Mit der Kreditkarte lassen sich an der Supermarktkasse auch kleine Beträge begleichen. Wer bei Ebay bestellt, muss sich nicht ins Online-Banking einloggen, sondern kann per PayPal zahlen. Und wer sein Bahnticket bar am Automaten zahlt, verzweifelt, wenn der nur Münzen zurückgibt, die die Geldbörse zum Platzen bringen.

  • Haupttreiber für Fortschritte beim Zahlungsverkehr – das Smartphone wird zum Multifunktionsgerät, soll bald als digitale Geldbörse das Portemonnaie ablösen – ist das Internet. Nebeneffekt: Noch mehr Daten für Industrie und Online-Handel.
  • Stationären Händlern sind Bevorratung und Abtransport von Bargeld zu teuer (siehe Grafik rechts), und auch Banken machen Druck. Bargeld kostet, während die Finanzbranche an Kreditkarten und bargeldlosen Transaktionen verdient. Schon längst nicht mehr können Kunden überall in Europa am Bankschalter beliebig viel Geld ein- oder sich auszahlen lassen.
  • Hinzu kommen politische Motive: Steuerhinterziehung, Geldwäsche und Schwarzarbeit wären ohne Bargeld leichter verfolgbar. Geldpolitische Instrumente könnten ihre volle Schlagkraft zurückgewinnen, wenn Bürger Geld nicht mehr einfach vom Konto abheben und so dem Zugriff der Notenbanker entziehen könnten.

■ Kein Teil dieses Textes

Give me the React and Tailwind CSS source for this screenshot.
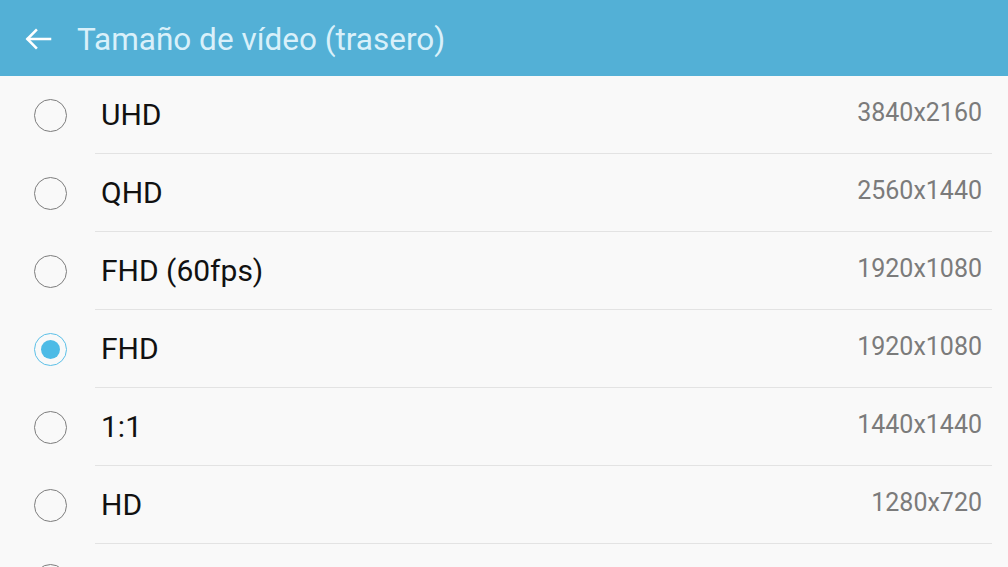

Bei aller Euphorie für den elektronischen Zahlungsverkehr gibt es also durchaus Anlass zu Befürchtungen, dass mit dem Bargeld auch ein Stück Freiheit und Sicherheit verschwinden würde. Wie realistisch sind diese Befürchtungen? Und wie stehen die Chancen wirklich, dass Bargeld allmählich abgelöst wird?

Die Deutschen gelten als konstant unfortschrittlich, verglichen etwa mit den Schweden, für die bargeldloses Zahlen selbstverständlich ist. Deepen von SumUp bleibt eine Ausnahme, wenn er sagt: „Ich kann mich gar nicht erinnern, wann ich das letzte Mal am Bankautomaten Geld abgehoben habe.“

Grafik Chinesen zahlen mobil

Die Europäische Zentralbank (EZB), von den Deutschen ohnehin nicht ins Herz geschlossen, ist sich der Sensibilität des Themas bewusst. Besuch bei Wiebe Ruttenberg, Leiter der Abteilung Market Integration, der in einem unauffälligen Nebengebäude des Eurotower in der Frankfurter Innenstadt sitzt. Sein Büro, mit blau gewebtem Teppich, nüchternes Corporate Design im Europa-Stil, wirkt wenig luxuriös – und ist doch Zentrum des aktuell wichtigsten technischen Projekts der EZB. Von hier hat Ruttenberg die Einführung des SEPA-Zahlungssystems geleitet. Neue, einheitliche Kontonummern für alle Europäer – ein mächtiges Projekt, dessen Sinn sich erst mal überhaupt nicht erschließt. Es soll einen einheitlichen, bargeldlosen Zahlungsraum Europa ermöglichen. SEPA ist aber dennoch nicht Teil eines Masterplans, dem Bargeld zu entsagen: „In Europa wird es keine bargeldlose Gesellschaft geben“, antwortet EZB-Fachmann Ruttenberg auf die Frage, wann denn neue Zahlungsmittel das Bargeld wohl ablösen werden – ohne zu zögern.